Joe Gillis's career as a screenwriter is circling the drain. Unable to sell a script, or even to call in favors from influential friends, he's behind on the rent and three months in arrears on his car payment. When some repo men come to collect the car, Joe grabs the vehicle and dashes, but while they're chasing him, he has a flat tire. He pulls into a driveway on Sunset Boulevard and discovers a ramshackle mansion with an empty garage. It appears that the place has been abandoned, so he stores the car in the garage and walks up to the home itself to investigate further.

When he arrives, Joe is mistaken for an undertaker and sent upstairs to deal with a dead chimp. He quickly disabuses the mansion's owner of that notion, however, and is surprised when he recognizes the woman as Norma Desmond, a faded star who gained prominence in silent films. She angrily tells him to leave her property, but relents when she discovers that he is a screenwriter. She asks him to read a script she has written using the Salome story, hoping it will serve as a comeback vehicle for her career (oops, I'm sorry. Norma hates the word ‘comeback'. "It's a return, a return to the millions of people who have never forgiven [her] for deserting the screen.")

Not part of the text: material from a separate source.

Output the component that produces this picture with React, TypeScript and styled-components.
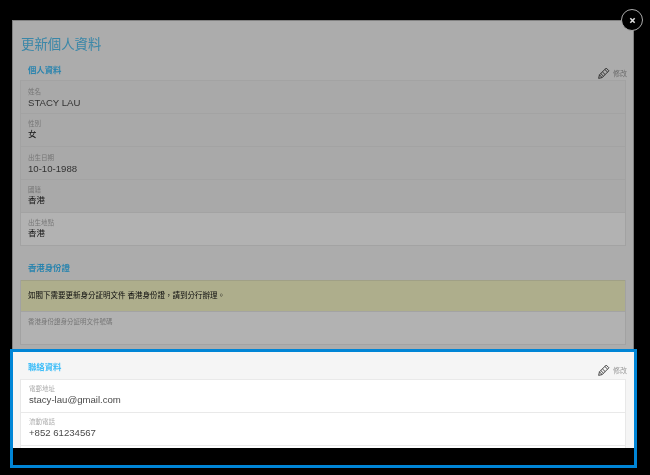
import styled, { createGlobalStyle } from 'styled-components';

const GlobalStyle = createGlobalStyle`
  html, body {
    margin: 0;
    background: #000;
  }
  body {
    font-family: "Liberation Sans", "Noto Sans CJK TC", sans-serif;
  }
`;

const Page = styled.div`
  position: relative;
  width: 650px;
  height: 475px;
  padding: 20px 0 0 12px;
  box-sizing: border-box;
  overflow: hidden;
`;

const Modal = styled.div`
  width: 622px;
  height: 428px;
  background: #f5f5f5;
  overflow: hidden;
`;

const Dimmed = styled.div`
  height: 329px;
  box-sizing: border-box;
  padding: 14px 7px 0;
  background: #f5f5f5;
  border: 1px solid #b8b8b8;
  border-bottom: none;
  filter: brightness(0.7) blur(0.35px);
`;

const Title = styled.h1`
  margin: 0 0 8px;
  padding-left: 1px;
  font-size: 13.4px;
  line-height: 20px;
  font-weight: 400;
  color: #52c0f0;
`;

const SectionHead = styled.div<{ $tight?: boolean }>`
  display: flex;
  justify-content: space-between;
  align-items: flex-end;
  height: 17px;
  padding: 0 0 ${(p) => (p.$tight ? '2px' : '4px')} 8px;
  box-sizing: border-box;
`;

const Heading = styled.h2`
  margin: 0 0 2px;
  font-size: 8.4px;
  line-height: 12px;
  font-weight: 700;
  color: #3dbdf8;
`;

const EditLink = styled.span`
  display: flex;
  align-items: center;
  gap: 3px;
  margin: 0 -1px -2px 0;
  font-size: 7px;
  line-height: 12px;
  color: #999;
`;

const Card = styled.div`
  border-left: 1px solid #e8e8e8;
  border-right: 1px solid #e8e8e8;
  margin-bottom: 17px;
`;

const Row = styled.div<{ $muted?: boolean; $tight?: boolean }>`
  height: 33px;
  box-sizing: border-box;
  padding: ${(p) => (p.$tight ? '4px 8px 0' : '6px 7px 0')};
  background: ${(p) => (p.$muted ? '#f1f1f1' : '#fff')};
  border-top: 1px solid #e9e9e9;
  &:last-child {
    height: 34px;
    border-bottom: 1px solid #e9e9e9;
  }
`;

const Notice = styled.div`
  height: 31px;
  box-sizing: border-box;
  padding: 0 7px 3px;
  display: flex;
  align-items: center;
  font-size: 7.5px;
  color: #111;
  background: #f9f9c8;
  border-top: 1px solid #e4e4c0;
`;

const Label = styled.div<{ $raised?: boolean }>`
  font-size: 6.5px;
  line-height: 9px;
  color: #aaa;
  margin-top: ${(p) => (p.$raised ? '-1px' : '0')};
`;

const Value = styled.div<{ $latin?: boolean }>`
  font-size: ${(p) => (p.$latin ? '9.6px' : '8.5px')};
  line-height: ${(p) => (p.$latin ? '13px' : '12px')};
  color: ${(p) => (p.$latin ? '#4a4a4a' : '#222')};
`;

const Contact = styled.div`
  padding: 13px 8px 0;
  height: 99px;
  box-sizing: border-box;
  filter: blur(0.3px);
`;

const Highlight = styled.div`
  position: absolute;
  left: 10px;
  top: 349px;
  width: 627px;
  height: 119px;
  box-sizing: border-box;
  border: 3px solid #0085d6;
  pointer-events: none;
`;

const CloseButton = styled.button`
  position: absolute;
  left: 621px;
  top: 9px;
  width: 22px;
  height: 22px;
  padding: 0;
  display: flex;
  align-items: center;
  justify-content: center;
  border: 1px solid #aaa;
  border-radius: 50%;
  background: #000;
`;

const PencilIcon = () => (
  <svg width="13" height="13" viewBox="0 0 24 24" fill="none" stroke="#444" strokeWidth="1.8">
    <path d="M3 21l1.5-6.5L17 2l5 5L9.5 19.5z" />
    <path d="M4.5 14.5l5 5M14.5 4.5l5 5M7 12l5 5M10 9l5 5" />
  </svg>
);

const EditAction = () => (
  <EditLink>
    <PencilIcon />
    修改
  </EditLink>
);

const personal = [
  { label: '姓名', value: 'STACY LAU', latin: true, muted: true },
  { label: '性別', value: '女', muted: true, raised: true },
  { label: '出生日期', value: '10-10-1988', latin: true, muted: true },
  { label: '國籍', value: '香港', muted: true, raised: true },
  { label: '出生地點', value: '香港', raised: true },
];

const contact = [
  { label: '電郵地址', value: 'stacy-lau@gmail.com' },
  { label: '流動電話', value: '+852 61234567' },
  { label: '', value: '' },
];

export default function App() {
  return (
    <>
      <GlobalStyle />
      <Page>
        <Modal>
          <Dimmed>
            <Title>更新個人資料</Title>
            <SectionHead $tight>
              <Heading>個人資料</Heading>
              <EditAction />
            </SectionHead>
            <Card>
              {personal.map((r) => (
                <Row key={r.label} $muted={r.muted}>
                  <Label $raised={r.raised}>{r.label}</Label>
                  <Value $latin={r.latin}>{r.value}</Value>
                </Row>
              ))}
            </Card>
            <SectionHead>
              <Heading>香港身份證</Heading>
            </SectionHead>
            <Card>
              <Notice>如閣下需要更新身分証明文件 香港身份證，請到分行辦理。</Notice>
              <Row>
                <Label $raised>香港身份證身分証明文件號碼</Label>
              </Row>
            </Card>
          </Dimmed>
          <Contact>
            <SectionHead>
              <Heading>聯絡資料</Heading>
              <EditAction />
            </SectionHead>
            <Card>
              {contact.map((r) => (
                <Row key={r.label} $tight>
                  <Label>{r.label}</Label>
                  <Value $latin>{r.value}</Value>
                </Row>
              ))}
            </Card>
          </Contact>
        </Modal>
        <Highlight />
        <CloseButton aria-label="關閉">
          <svg width="7" height="7" viewBox="0 0 8 8" stroke="#ddd" strokeWidth="1.8">
            <path d="M1.5 1.5l5 5M6.5 1.5l-5 5" />
          </svg>
        </CloseButton>
      </Page>
    </>
  );
}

Reading the screenplay, Joe realizes it's tripe, but insinuates himself into Norma's home by way of offering to polish it to the point that she can present it to Paramount Pictures and director Cecil B. DeMille. Joe gets significantly more than he bargained for, as Norma takes over his life, effectively turning him into a kept man with little hope of escaping her clutches. Complicit in her actions is Norma's servant Max, who has some mysterious secrets of his own and hopes to keep alive his mistress's delusion that she is the greatest movie star ever.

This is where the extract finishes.